Although it is well settled that “[t]he nature and degree of any penalty imposed on a motion pursuant to CPLR 3126 is a discretionary matter” (Nabozny v Cappelletti, 267 AD2d 623, 625 [1999]; see Zletz v Wetanson, 67 NY2d 711, 713 [1986]), such a determination must be balanced against the “ ‘general policy favoring the resolution of actions on their merits’ ” (Osterhoudt v Wal-Mart Stores, 273 AD2d 673, 675 [2000], quoting Mrs. London’s Bake Shop v City of Saratoga Springs, 144 AD2d 749, 750 [1988]; accord Kinge v State of New York, 302 AD2d 667, 669 [2003]). Indeed, the ultimate sanction of dismissal of a pleading should be reserved for those cases in which it is clearly shown that the failure to comply with discovery demands is the result of “ ‘a deliberately evasive, misleading and uncooperative course of conduct or a determined strategy of delay that would be deserving of the most vehement condemnation’ ” (Altu v Clark, 20 AD3d 749, 751 [2005], quoting Forman v Jamesway Corp., 175 AD2d 514, 515-516 [1991]; see Matter of Beauregard v Millwood-Beauregard, 207 AD2d 633, 633-634 [1994]; see e.g. Appler v Riverview Obstetrics & Gynecology, P.C., 9 AD3d 577, 578-579 [2004]; Osterhoudt v Wal-Mart Stores, supra at 673674; Lawrence H. Morse, Inc. v Anson, 251 AD2d 722, 723 [1998]).
In our view, although we appreciate and share Supreme Court’s concern over the failure of a party to comply with *862discovery, outright dismissal of plaintiff’s complaint was not warranted under the circumstances herein.
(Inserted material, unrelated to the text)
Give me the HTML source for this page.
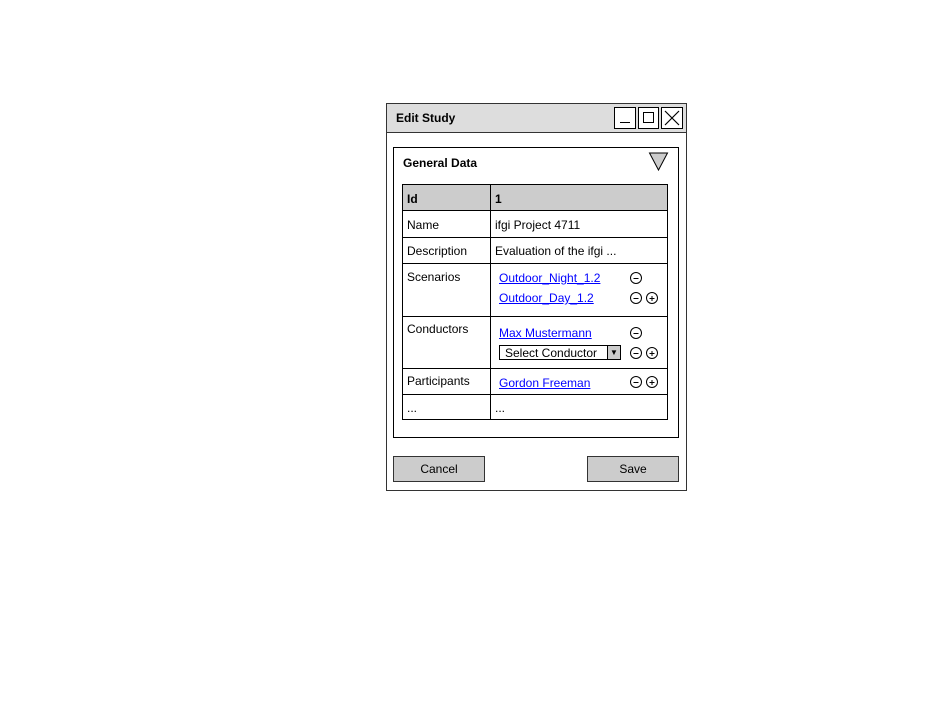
<!DOCTYPE html>
<html><head><style>
body{margin:0;width:937px;height:707px;background:#fff;position:relative;overflow:hidden;font-family:"Liberation Sans",sans-serif;font-size:12px;color:#000}
.a{position:absolute;box-sizing:border-box}
.t{position:absolute;white-space:nowrap;line-height:14px}
.l{color:#00f;text-decoration:underline}
.hl{position:absolute;left:402px;width:266px;height:1px;background:#000}
</style></head><body>
<div class="a" style="left:386px;top:103px;width:301px;height:388px;border:1px solid #333;background:#fff"></div>
<div class="a" style="left:386px;top:103px;width:301px;height:30px;border:1px solid #333;background:#ddd"></div>
<div class="t" style="left:396px;top:111px;font-weight:bold">Edit Study</div>
<div class="a" style="left:614px;top:107px;width:22px;height:22px;border:1px solid #000;background:#fff"><div class="a" style="left:5px;top:14px;width:10px;height:1px;background:#000"></div></div>
<div class="a" style="left:638px;top:107px;width:21px;height:22px;border:1px solid #000;background:#fff"><div class="a" style="left:4px;top:4px;width:11px;height:11px;border:1px solid #000"></div></div>
<div class="a" style="left:661px;top:107px;width:22px;height:22px;border:1px solid #000;background:#fff"><svg width="20" height="20" style="position:absolute;left:0;top:0"><path d="M3 3L17 17M17 3L3 17" stroke="#000" stroke-width="1.2"/></svg></div>
<div class="a" style="left:393px;top:147px;width:286px;height:291px;border:1px solid #000"></div>
<div class="t" style="left:403px;top:156px;font-weight:bold">General Data</div>
<svg class="a" style="left:648px;top:151px" width="21" height="21"><path d="M1.5 2L19.5 2L10.5 19Z" fill="#ccc" stroke="#000"/></svg>
<div class="a" style="left:402px;top:184px;width:266px;height:236px;border:1px solid #000"></div>
<div class="a" style="left:403px;top:185px;width:264px;height:25px;background:#ccc"></div>
<div class="hl" style="top:210px"></div><div class="hl" style="top:237px"></div><div class="hl" style="top:263px"></div><div class="hl" style="top:316px"></div><div class="hl" style="top:368px"></div><div class="hl" style="top:394px"></div>
<div class="a" style="left:490px;top:184px;width:1px;height:236px;background:#000"></div>
<div class="t" style="left:407px;top:192px;font-weight:bold">Id</div>
<div class="t" style="left:495px;top:192px;font-weight:bold">1</div>
<div class="t" style="left:407px;top:218px">Name</div><div class="t" style="left:495px;top:218px">ifgi Project 4711</div>
<div class="t" style="left:407px;top:244px">Description</div><div class="t" style="left:495px;top:244px">Evaluation of the ifgi ...</div>
<div class="t" style="left:407px;top:270px">Scenarios</div>
<div class="t l" style="left:499px;top:271px">Outdoor_Night_1.2</div>
<div class="t l" style="left:499px;top:291px">Outdoor_Day_1.2</div>
<div class="t" style="left:407px;top:322px">Conductors</div>
<div class="t l" style="left:499px;top:326px">Max Mustermann</div>
<div class="a" style="left:499px;top:345px;width:122px;height:15px;border:1px solid #000;background:#fff"></div>
<div class="t" style="left:505px;top:346px">Select Conductor</div>
<div class="a" style="left:607px;top:345px;width:14px;height:15px;border:1px solid #000;background:#ccc;font-size:8px;text-align:center;line-height:13px">▼</div>
<div class="t" style="left:407px;top:374px">Participants</div>
<div class="t l" style="left:499px;top:376px">Gordon Freeman</div>
<svg class="a" style="left:0;top:0" width="937" height="707" fill="none" stroke="#000" stroke-width="1">
<g id="m"><circle cx="636" cy="278" r="5.5"/><path d="M633.5 278.5h5"/></g>
<circle cx="636" cy="298" r="5.5"/><path d="M633.5 298.5h5"/>
<circle cx="652" cy="298" r="5.5"/><path d="M649.5 298.5h5M652 296v5"/>
<circle cx="636" cy="333" r="5.5"/><path d="M633.5 333.5h5"/>
<circle cx="636" cy="353" r="5.5"/><path d="M633.5 353.5h5"/>
<circle cx="652" cy="353" r="5.5"/><path d="M649.5 353.5h5M652 351v5"/>
<circle cx="636" cy="382" r="5.5"/><path d="M633.5 382.5h5"/>
<circle cx="652" cy="382" r="5.5"/><path d="M649.5 382.5h5M652 380v5"/>
</svg>
<div class="t" style="left:407px;top:401px">...</div><div class="t" style="left:495px;top:401px">...</div>
<div class="a" style="left:393px;top:456px;width:92px;height:26px;border:1px solid #333;background:#ccc;text-align:center;line-height:25px">Cancel</div>
<div class="a" style="left:587px;top:456px;width:92px;height:26px;border:1px solid #333;background:#ccc;text-align:center;line-height:25px">Save</div>
</body></html>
While it is true that plaintiff failed to attend two scheduled IMEs, in light of plaintiffs proffered excuses and his expressed willingness to attend an IME at defendants’ convenience, as well as his apparent compliance with other aspects of the discovery process (compare Osterhoudt v Wal-Mart Stores, supra at 673-674) and the fact that defendants have not averred that they were unduly prejudiced by plaintiff’s failure to attend the IMEs (compare Blake v Chawla, 299 AD2d 437, 440-441 [2002]), we cannot conclude that plaintiffs conduct has risen to a level of obstinate disobedience deserving of the ultimate penalty. Rather, we find that a conditional order of dismissal is justified upon these facts. Accordingly, defendants’ motion is denied provided that plaintiff appears for an IME within 45 days after service of a copy of this order with notice of entry. In addition, inasmuch as defendants incurred costs due to plaintiff’s conduct, we conclude that imposition of a monetary penalty in the amount of $750 is appropriate (see Altu v Clark, supra at 751; Flynn v Debonis, 246 AD2d 852, 853 [1998]; see also Hilley v Sanabria, 12 AD3d 1188, 1189 [2004]; Connors, Practice Commentaries, McKinney’s Cons Laws of NY, Book 7B, CPLR C3126:10, C3126:ll).
Mugglin, Rose and Kane, JJ., concur. Ordered that the order is reversed, on the facts, without costs, and motion denied upon the conditions that (1) plaintiff appear for an independent medical examination before an examining physician of defendants’ choosing within 45 days after service of a copy of this order with notice of entry, and (2) plaintiff pay defendants the amount of $750 within 20 days after service of a copy of this order with notice of entry.